Thanks to millions of farmers’ irrigation systems in Bangladesh, there is more space for monsoon water to go straight into aquifers, possibly mitigating flooding

Environment 15 September 2022

An electric-powered irrigation well pumping groundwater to rice fields during the dry season in north-west Bangladesh

M. Shamsudduha, UCL

Millions of smallholder farmers in Bangladesh pump huge amounts of groundwater for irrigation, helping to triple the country’s rice production and possibly mitigate floods during monsoon season.

Intensive irrigation and other agricultural improvements since the 1980s have enabled Bangladesh to produce enough food each year to be nearly self-sufficient. “In Bangladesh we rely heavily on groundwater for irrigation,” says Kazi Matin Ahmed at the University of Dhaka in Bangladesh. He says Bangladesh has a lot of groundwater but there are concerns it could be depleted.

Using millions of groundwater measurements from 465 sites across Bangladesh, Ahmed and his colleagues estimated how much groundwater was pumped by more than 16 million farmers between 1988 and 2018.

Advertisement

Together, the farmers operate more than 1 million diesel and electric pumps to flood rice paddies during the dry season, which has enabled more food to be produced on more land. Thanks to irrigation and other agricultural improvements, rice production in the 2018-2019 season was more than triple what it was in the early 1970s.

At roughly 25 per cent of the sites, the records showed depleting groundwater levels. At around 40 per cent levels during the dry season and monsoon remained steady. In the remaining 35 per cent, levels declined during the dry season due to irrigation but aquifers were completely refilled during the monsoon.

“In our part of the world there is a lot of rainfall, there is a lot of river flow,” says Ahmed. “Not all of that can find its way to the aquifers, because they first become full. When [farmers] extract more groundwater, the water level falls and it creates room for additional recharge.”

This additional recharge amounted to between 75 and 90 cubic kilometres of freshwater captured between 1988 and 2018. That is more than twice as much as is held back by the Hoover Dam in the US. Divided across 30 years, the annual additional capture is greater than the UK’s total annual water use, says Mohammad Shamsudduha at University College London.

In addition to boosting yields, this “Bengal Water Machine”, as the researchers refer to it, may have helped lessen flooding during monsoon seasons. “If there is no recharge, all the water would be on the surface. Then you have a bigger flood,” says Ahmed.
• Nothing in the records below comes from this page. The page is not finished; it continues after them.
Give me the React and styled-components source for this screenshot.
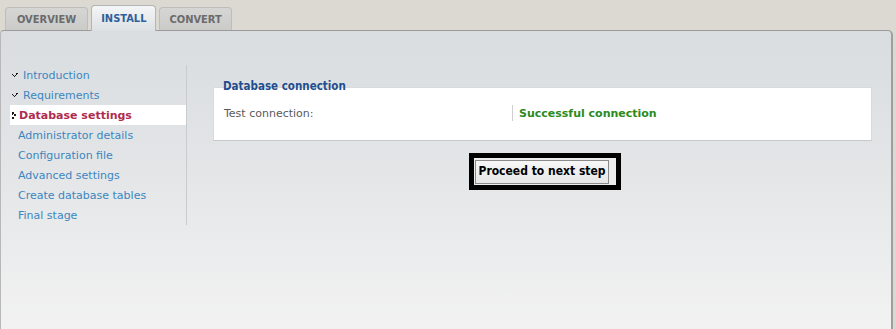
import React from "react";
import styled, { createGlobalStyle, css } from "styled-components";

const Global = createGlobalStyle`
  html, body { margin: 0; padding: 0; }
  body {
    background: #dcd9d2;
    font-family: "DejaVu Sans", Verdana, sans-serif;
    font-size: 11px;
    width: 896px;
    height: 329px;
    overflow: hidden;
  }
`;

const Page = styled.div`
  display: flex;
  flex-direction: column;
  height: 329px;
`;

const TabBar = styled.div`
  display: flex;
  align-items: flex-end;
  gap: 3px;
  height: 31px;
  padding-left: 5px;
  position: relative;
  z-index: 2;
`;

const Tab = styled.div`
  height: 22px;
  padding: 0 ${(p) => p.$pad || 10}px;
  display: flex;
  align-items: center;
  font-family: "DejaVu Sans Condensed", "DejaVu Sans", sans-serif;
  font-weight: bold;
  font-size: 11px;
  color: #6b6b6b;
  background: linear-gradient(#d6d6d4, #cbcbca);
  border: 1px solid #bdbdbb;
  border-bottom: none;
  border-radius: 4px 4px 0 0;
  margin-bottom: 1px;
  ${(p) =>
    p.$active &&
    css`
      height: 25px;
      margin-bottom: 0;
      color: #2d609c;
      background: linear-gradient(#f4f5f6, #dde1e4);
      border-color: #b4b4b4;
    `}
`;

const Panel = styled.div`
  flex: 1;
  width: 893px;
  box-sizing: border-box;
  margin-top: -1px;
  border-top: 1px solid #9c9c9c;
  border-right: 2px solid #9e9e9e;
  border-left: 1px solid #b8b8b8;
  border-radius: 4px 5px 0 0;
  background: linear-gradient(#d9dde0 0%, #e3e5e7 45%, #f2f2f2 100%);
  display: flex;
  align-items: flex-start;
  padding: 34px 19px 0 9px;
`;

const Sidebar = styled.ul`
  list-style: none;
  margin: 0;
  padding: 0;
  width: 176px;
  border-right: 1px solid #c9cbcd;
  flex: none;
`;

const Item = styled.li`
  height: 20px;
  display: flex;
  align-items: center;
  padding-left: ${(p) => (p.$bullet ? "2px" : "8px")};
  gap: 5px;
  color: #3b86c0;
  font-size: 11px;
  ${(p) =>
    p.$active &&
    css`
      background: #fff;
      color: #b02c4f;
      font-weight: bold;
      gap: 2px;
    `}
`;

const Main = styled.div`
  flex: 1;
  margin-left: 26px;
  padding-top: 14px;
  display: flex;
  flex-direction: column;
`;

const Legend = styled.div`
  position: relative;
  z-index: 1;
  margin: 0 0 -6px 10px;
  line-height: 14px;
  font-family: "DejaVu Sans Condensed", "DejaVu Sans", sans-serif;
  font-weight: bold;
  font-size: 11.5px;
  color: #1f4e8e;
`;

const Fieldset = styled.div`
  background: #fff;
  border: 1px solid #d9dadb;
  border-bottom-color: #c7c8c9;
  padding: 17px 10px 19px;
`;

const Row = styled.div`
  display: grid;
  grid-template-columns: 288px 1fr;
  align-items: center;
  height: 16px;
`;

const Label = styled.div`
  color: #5a5a5a;
  font-size: 11px;
`;

const Value = styled.div`
  border-left: 1px solid #cfcfcf;
  height: 16px;
  display: flex;
  align-items: center;
  padding-left: 6px;
  color: #2b8a21;
  font-weight: bold;
  font-size: 11px;
`;

const Actions = styled.div`
  display: flex;
  justify-content: center;
  margin-top: 12px;
`;

const FocusBox = styled.div`
  border: 5px solid #000;
  padding: 2px 7px 1px 1px;
  background: #ececec;
  margin-left: 5px;
`;

const Button = styled.button`
  font-family: "DejaVu Sans Condensed", "DejaVu Sans", sans-serif;
  font-weight: bold;
  font-size: 12px;
  color: #000;
  background: linear-gradient(#f7f7f7, #e6e6e6);
  border: 1px solid #8a8a8a;
  padding: 3px 2px 4px;
  margin: 0;
  line-height: 15px;
`;

const Check = () => (
  <svg width="6" height="5" viewBox="0 0 6 5">
    <path d="M0 1h1v1H0zM1 2h1v1H1zM2 3h1v1H2zM3 2h1v1H3zM4 1h1v1H4zM5 0h1v1H5zM4 0h1v1H4z" fill="#1a1a1a" />
  </svg>
);

const Arrow = () => (
  <svg width="5" height="7" viewBox="0 0 5 7">
    <path d="M0 0h2v2H0zM2 2h2v2H2zM0 5h2v2H0zM0 2h1v1H0z" fill="#1a1a1a" />
  </svg>
);

const steps = [
  { label: "Introduction", state: "done" },
  { label: "Requirements", state: "done" },
  { label: "Database settings", state: "active" },
  { label: "Administrator details" },
  { label: "Configuration file" },
  { label: "Advanced settings" },
  { label: "Create database tables" },
  { label: "Final stage" },
];

export default function App() {
  return (
    <Page>
      <Global />
      <TabBar>
        <Tab $pad={11}>OVERVIEW</Tab>
        <Tab $active $pad={9}>INSTALL</Tab>
        <Tab $pad={9}>CONVERT</Tab>
      </TabBar>
      <Panel>
        <Sidebar>
          {steps.map((s) => (
            <Item key={s.label} $bullet={!!s.state} $active={s.state === "active"}>
              {s.state === "done" && <Check />}
              {s.state === "active" && <Arrow />}
              {s.label}
            </Item>
          ))}
        </Sidebar>
        <Main>
          <Legend>Database connection</Legend>
          <Fieldset>
            <Row>
              <Label>Test connection:</Label>
              <Value>Successful connection</Value>
            </Row>
          </Fieldset>
          <Actions>
            <FocusBox>
              <Button>Proceed to next step</Button>
            </FocusBox>
          </Actions>
        </Main>
      </Panel>
    </Page>
  );
}
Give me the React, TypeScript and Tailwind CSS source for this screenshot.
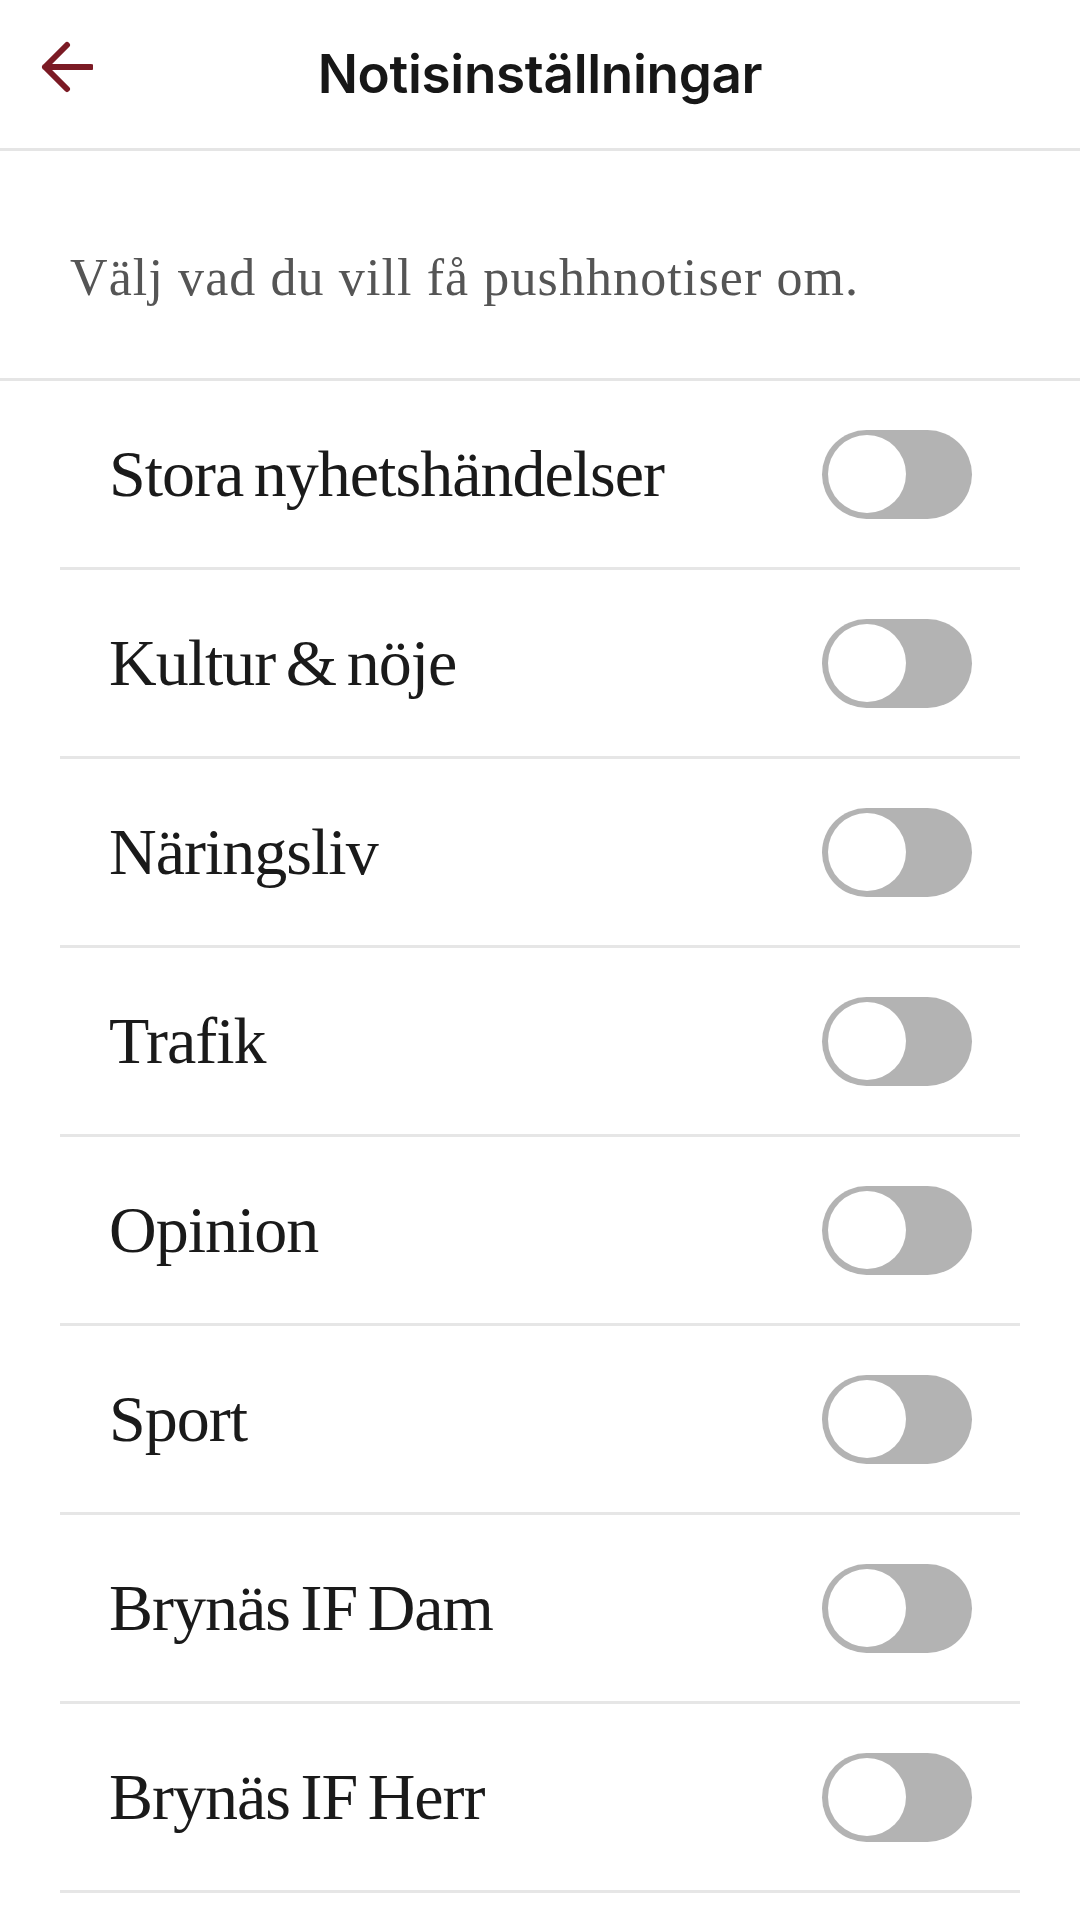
import React from "react";

const items = [
  "Stora nyhetshändelser",
  "Kultur & nöje",
  "Näringsliv",
  "Trafik",
  "Opinion",
  "Sport",
  "Brynäs IF Dam",
  "Brynäs IF Herr",
];

function Toggle() {
  return (
    <div className="w-[150px] h-[89px] rounded-full bg-[#b3b3b3] p-[6px] flex items-center shrink-0">
      <div className="w-[78px] h-[78px] rounded-full bg-white" />
    </div>
  );
}

export default function App() {
  return (
    <div className="w-[1080px] h-[1920px] bg-white overflow-hidden">
      <header className="relative h-[151px] border-b-[3px] border-[#e5e5e5] flex items-center justify-center">
        <button className="absolute left-[41px] top-[41px] w-[52px] h-[52px] flex items-center justify-center">
          <svg width="52" height="52" viewBox="0 0 52 52" fill="none">
            <path
              d="M50 26H4 M26 4 L4 26 L26 48"
              stroke="#7b1a24"
              strokeWidth="6"
              strokeLinecap="round"
              strokeLinejoin="round"
            />
          </svg>
        </button>
        <h1
          className="text-[53px] font-semibold text-[#171717] leading-none tracking-[-0.3px]"
          style={{ fontFamily: "Inter, 'Liberation Sans', sans-serif" }}
        >
          Notisinställningar
        </h1>
      </header>
      <div className="h-[230px] border-b-[3px] border-[#e5e5e5] flex items-center pl-[70px] pt-[26px]">
        <p
          className="text-[52px] text-[#555555] leading-none tracking-[1.1px]"
          style={{ fontFamily: "'Liberation Serif', serif" }}
        >
          Välj vad du vill få pushhnotiser om.
        </p>
      </div>
      <ul className="mx-[60px]">
        {items.map((t) => (
          <li
            key={t}
            className="h-[189px] border-b-[3px] border-[#e6e6e6] flex items-center justify-between pl-[49px] pr-[48px]"
          >
            <span
              className="text-[66px] text-[#1a1a1a] leading-none tracking-[-1px] [word-spacing:-5px]"
              style={{ fontFamily: "'Liberation Serif', serif" }}
            >
              {t}
            </span>
            <Toggle />
          </li>
        ))}
      </ul>
    </div>
  );
}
Pumping groundwater for irrigation is unsustainable in many places. In northern India, the western US, northern China and other dry places, pumping has depleted aquifers. Globally, most land irrigated in the past two decades is located in places without enough water to pump without eventually running dry.

But Bangladesh and other places with a similar geology and a seasonal monsoon, such as eastern India, Nepal and parts of South-East Asia, could see these dual benefits of increased food production and flood protection from more irrigation, says Aditi Mukherji at the International Water Management Institute in India.

“What we don’t know enough is the long-term impact of climate change,” she says. Even as irrigation helps farmers protect against climate variability, prolonged drought or more erratic rainfall patterns could change the dynamics that make such “water machines” run.